[Data in this exercise]
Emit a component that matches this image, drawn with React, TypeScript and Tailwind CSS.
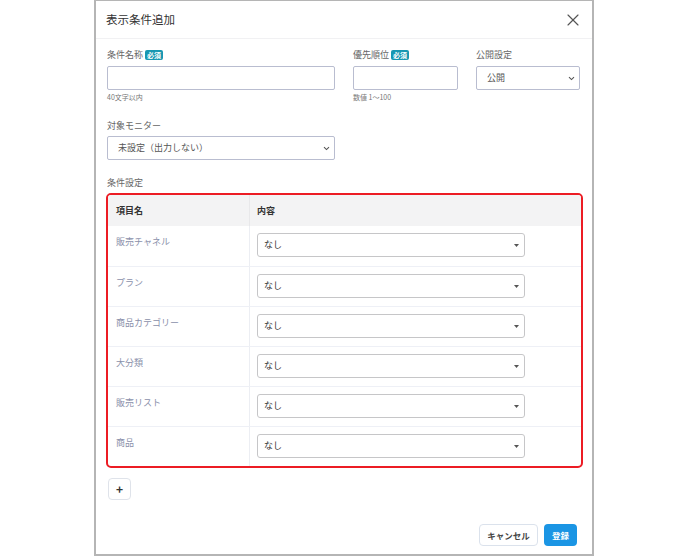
import React from "react";
import { X } from "lucide-react";

const rows = ["販売チャネル", "プラン", "商品カテゴリー", "大分類", "販売リスト", "商品"];

const Required: React.FC = () => (
  <span className="inline-flex items-center h-[10px] px-[2px] rounded-[2px] bg-[#1797b2] text-white text-[7px] font-bold leading-none">
    必須
  </span>
);

const Chevron: React.FC = () => (
  <svg width="7" height="5" viewBox="0 0 7 5" className="text-[#555]">
    <path d="M1 1.2 L3.5 3.6 L6 1.2" fill="none" stroke="currentColor" strokeWidth="1.1" />
  </svg>
);

const Caret: React.FC = () => (
  <svg width="5" height="3" viewBox="0 0 5 3">
    <polygon points="0,0 5,0 2.5,3" fill="#555" />
  </svg>
);

export default function App() {
  return (
    <div className="w-[688px] h-[557px] bg-white flex justify-center font-['Noto_Sans_CJK_JP','Noto_Sans',sans-serif]">
      <div className="w-[500px] h-[556px] border-x-2 border-b-2 border-t border-[#b5b5b5] flex flex-col bg-white">
        {/* header */}
        <div className="h-[38px] flex items-center justify-between pl-[10px] pr-[9px] border-b border-[#f1f1f3]">
          <h2 className="text-[11.5px] text-[#333]">表示条件追加</h2>
          <X size={20} strokeWidth={1.4} className="text-[#555]" />
        </div>

        <div className="flex flex-col px-[11px] pt-[10px]">
          {/* first row */}
          <div className="flex gap-[18px]">
            <div className="w-[228px] flex flex-col">
              <div className="h-[12px] flex items-center gap-[2px] text-[9px] text-[#666]">
                条件名称 <Required />
              </div>
              <input className="mt-[5px] h-[24px] border border-[#b9bdd0] rounded-[2px]" />
              <p className="mt-[2px] text-[7px] leading-[10px] text-[#777]">40文字以内</p>
            </div>
            <div className="w-[105px] flex flex-col">
              <div className="h-[12px] flex items-center gap-[2px] text-[9px] text-[#666]">
                優先順位 <Required />
              </div>
              <input className="mt-[5px] h-[24px] border border-[#b9bdd0] rounded-[2px]" />
              <p className="mt-[2px] text-[7px] leading-[10px] text-[#777]">数値 1〜100</p>
            </div>
            <div className="w-[104px] flex flex-col">
              <div className="h-[12px] flex items-center text-[9px] text-[#666]">公開設定</div>
              <div className="mt-[5px] h-[24px] border border-[#b9bdd0] rounded-[2px] flex items-center justify-between pl-[10px] pr-[4px] text-[9px] text-[#555]">
                公開
                <Chevron />
              </div>
            </div>
          </div>

          {/* monitor */}
          <div className="mt-[18px] h-[12px] flex items-center text-[9px] text-[#666]">対象モニター</div>
          <div className="mt-[4px] w-[228px] h-[24px] border border-[#b9bdd0] rounded-[2px] flex items-center justify-between pl-[10px] pr-[4px] text-[9px] text-[#555]">
            未設定（出力しない）
            <Chevron />
          </div>

          {/* conditions */}
          <div className="mt-[17px] h-[12px] flex items-center text-[9px] text-[#666]">条件設定</div>
          <div className="mt-[4px] -ml-[1px] w-[477px] border-2 border-[#ec1c24] rounded-[5px] overflow-hidden">
            <div className="h-[31px] flex bg-[#f3f3f4] text-[9px] font-bold text-[#333]">
              <div className="w-[142px] flex items-center pl-[8px] border-r border-[#e8e8ea]">項目名</div>
              <div className="flex-1 flex items-center pl-[7px]">内容</div>
            </div>
            {rows.map((r, i) => (
              <div
                key={r}
                className={`h-[40px] flex ${i > 0 ? "border-t border-[#eef0f6]" : ""}`}
              >
                <div className="w-[142px] pl-[8px] pt-[9px] text-[9px] text-[#8a90aa] border-r border-[#eceef3]">
                  {r}
                </div>
                <div className="flex-1 pl-[7px] pt-[7px]">
                  <div className="w-[268px] h-[24px] border border-[#c6c6c8] rounded-[3px] flex items-center justify-between pl-[6px] pr-[5px] text-[9px] text-[#333]">
                    なし
                    <Caret />
                  </div>
                </div>
              </div>
            ))}
          </div>

          {/* add */}
          <button className="mt-[10px] ml-[1px] w-[23px] h-[22px] border border-[#dfe3ea] rounded-[4px] flex items-center justify-center text-[12px] font-bold text-[#333] leading-none">
            +
          </button>

          {/* footer */}
          <div className="mt-[24px] mr-[4px] flex justify-end gap-[6px]">
            <button className="w-[59px] h-[22px] border border-[#dbe2ec] rounded-[4px] text-[8.5px] font-bold text-[#444]">
              キャンセル
            </button>
            <button className="w-[33px] h-[22px] bg-[#1a95e4] rounded-[4px] text-[8.5px] font-bold text-white">
              登録
            </button>
          </div>
        </div>
      </div>
    </div>
  );
}
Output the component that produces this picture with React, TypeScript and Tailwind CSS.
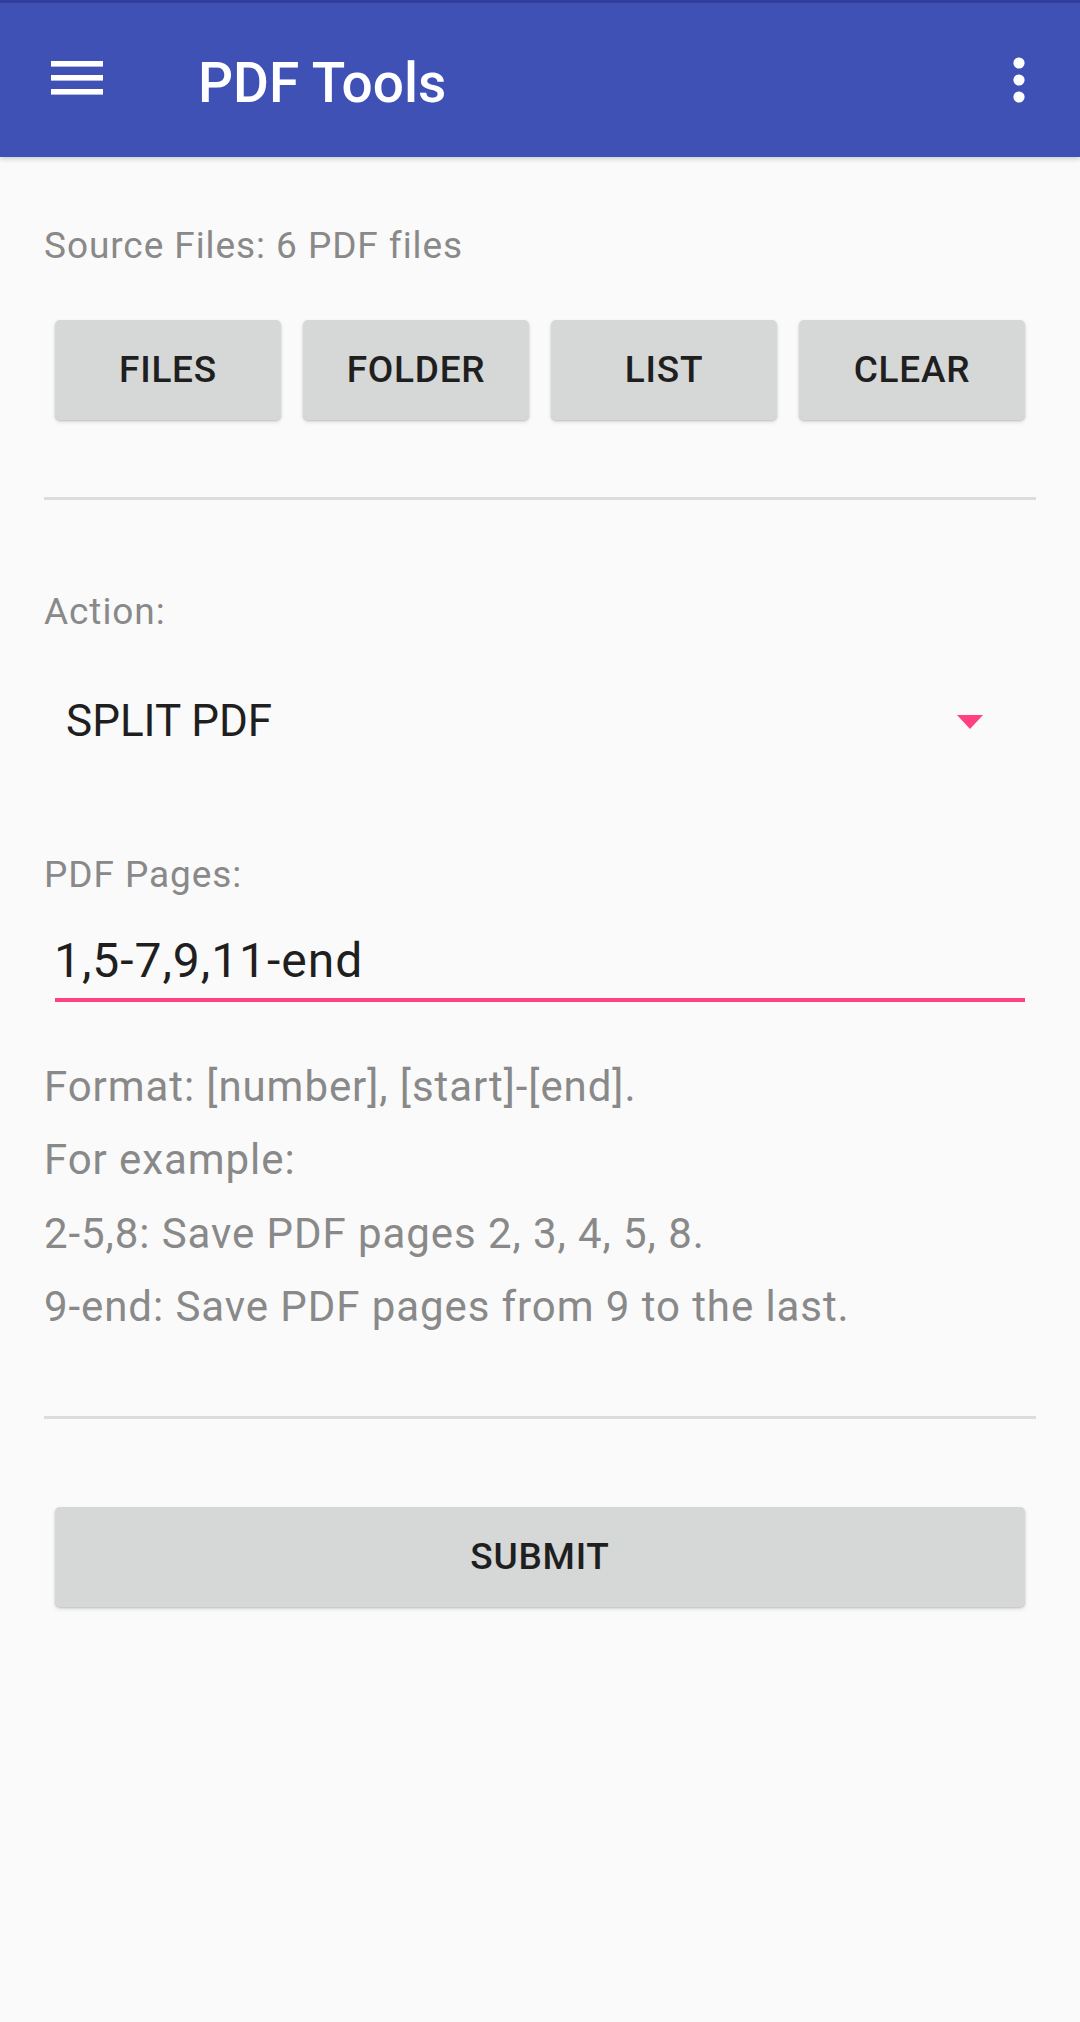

[Task description] Every entry must be reproduced exactly, with the images left out.

[Solution below]
Emit a component that matches this image, drawn with React, TypeScript and Tailwind CSS.
import React from "react";
import { X } from "lucide-react";

const rows = ["販売チャネル", "プラン", "商品カテゴリー", "大分類", "販売リスト", "商品"];

const Required: React.FC = () => (
  <span className="inline-flex items-center h-[10px] px-[2px] rounded-[2px] bg-[#1797b2] text-white text-[7px] font-bold leading-none">
    必須
  </span>
);

const Chevron: React.FC = () => (
  <svg width="7" height="5" viewBox="0 0 7 5" className="text-[#555]">
    <path d="M1 1.2 L3.5 3.6 L6 1.2" fill="none" stroke="currentColor" strokeWidth="1.1" />
  </svg>
);

const Caret: React.FC = () => (
  <svg width="5" height="3" viewBox="0 0 5 3">
    <polygon points="0,0 5,0 2.5,3" fill="#555" />
  </svg>
);

export default function App() {
  return (
    <div className="w-[688px] h-[557px] bg-white flex justify-center font-['Noto_Sans_CJK_JP','Noto_Sans',sans-serif]">
      <div className="w-[500px] h-[556px] border-x-2 border-b-2 border-t border-[#b5b5b5] flex flex-col bg-white">
        {/* header */}
        <div className="h-[38px] flex items-center justify-between pl-[10px] pr-[9px] border-b border-[#f1f1f3]">
          <h2 className="text-[11.5px] text-[#333]">表示条件追加</h2>
          <X size={20} strokeWidth={1.4} className="text-[#555]" />
        </div>

        <div className="flex flex-col px-[11px] pt-[10px]">
          {/* first row */}
          <div className="flex gap-[18px]">
            <div className="w-[228px] flex flex-col">
              <div className="h-[12px] flex items-center gap-[2px] text-[9px] text-[#666]">
                条件名称 <Required />
              </div>
              <input className="mt-[5px] h-[24px] border border-[#b9bdd0] rounded-[2px]" />
              <p className="mt-[2px] text-[7px] leading-[10px] text-[#777]">40文字以内</p>
            </div>
            <div className="w-[105px] flex flex-col">
              <div className="h-[12px] flex items-center gap-[2px] text-[9px] text-[#666]">
                優先順位 <Required />
              </div>
              <input className="mt-[5px] h-[24px] border border-[#b9bdd0] rounded-[2px]" />
              <p className="mt-[2px] text-[7px] leading-[10px] text-[#777]">数値 1〜100</p>
            </div>
            <div className="w-[104px] flex flex-col">
              <div className="h-[12px] flex items-center text-[9px] text-[#666]">公開設定</div>
              <div className="mt-[5px] h-[24px] border border-[#b9bdd0] rounded-[2px] flex items-center justify-between pl-[10px] pr-[4px] text-[9px] text-[#555]">
                公開
                <Chevron />
              </div>
            </div>
          </div>

          {/* monitor */}
          <div className="mt-[18px] h-[12px] flex items-center text-[9px] text-[#666]">対象モニター</div>
          <div className="mt-[4px] w-[228px] h-[24px] border border-[#b9bdd0] rounded-[2px] flex items-center justify-between pl-[10px] pr-[4px] text-[9px] text-[#555]">
            未設定（出力しない）
            <Chevron />
          </div>

          {/* conditions */}
          <div className="mt-[17px] h-[12px] flex items-center text-[9px] text-[#666]">条件設定</div>
          <div className="mt-[4px] -ml-[1px] w-[477px] border-2 border-[#ec1c24] rounded-[5px] overflow-hidden">
            <div className="h-[31px] flex bg-[#f3f3f4] text-[9px] font-bold text-[#333]">
              <div className="w-[142px] flex items-center pl-[8px] border-r border-[#e8e8ea]">項目名</div>
              <div className="flex-1 flex items-center pl-[7px]">内容</div>
            </div>
            {rows.map((r, i) => (
              <div
                key={r}
                className={`h-[40px] flex ${i > 0 ? "border-t border-[#eef0f6]" : ""}`}
              >
                <div className="w-[142px] pl-[8px] pt-[9px] text-[9px] text-[#8a90aa] border-r border-[#eceef3]">
                  {r}
                </div>
                <div className="flex-1 pl-[7px] pt-[7px]">
                  <div className="w-[268px] h-[24px] border border-[#c6c6c8] rounded-[3px] flex items-center justify-between pl-[6px] pr-[5px] text-[9px] text-[#333]">
                    なし
                    <Caret />
                  </div>
                </div>
              </div>
            ))}
          </div>

          {/* add */}
          <button className="mt-[10px] ml-[1px] w-[23px] h-[22px] border border-[#dfe3ea] rounded-[4px] flex items-center justify-center text-[12px] font-bold text-[#333] leading-none">
            +
          </button>

          {/* footer */}
          <div className="mt-[24px] mr-[4px] flex justify-end gap-[6px]">
            <button className="w-[59px] h-[22px] border border-[#dbe2ec] rounded-[4px] text-[8.5px] font-bold text-[#444]">
              キャンセル
            </button>
            <button className="w-[33px] h-[22px] bg-[#1a95e4] rounded-[4px] text-[8.5px] font-bold text-white">
              登録
            </button>
          </div>
        </div>
      </div>
    </div>
  );
}
Output the component that produces this picture with React, TypeScript and Tailwind CSS.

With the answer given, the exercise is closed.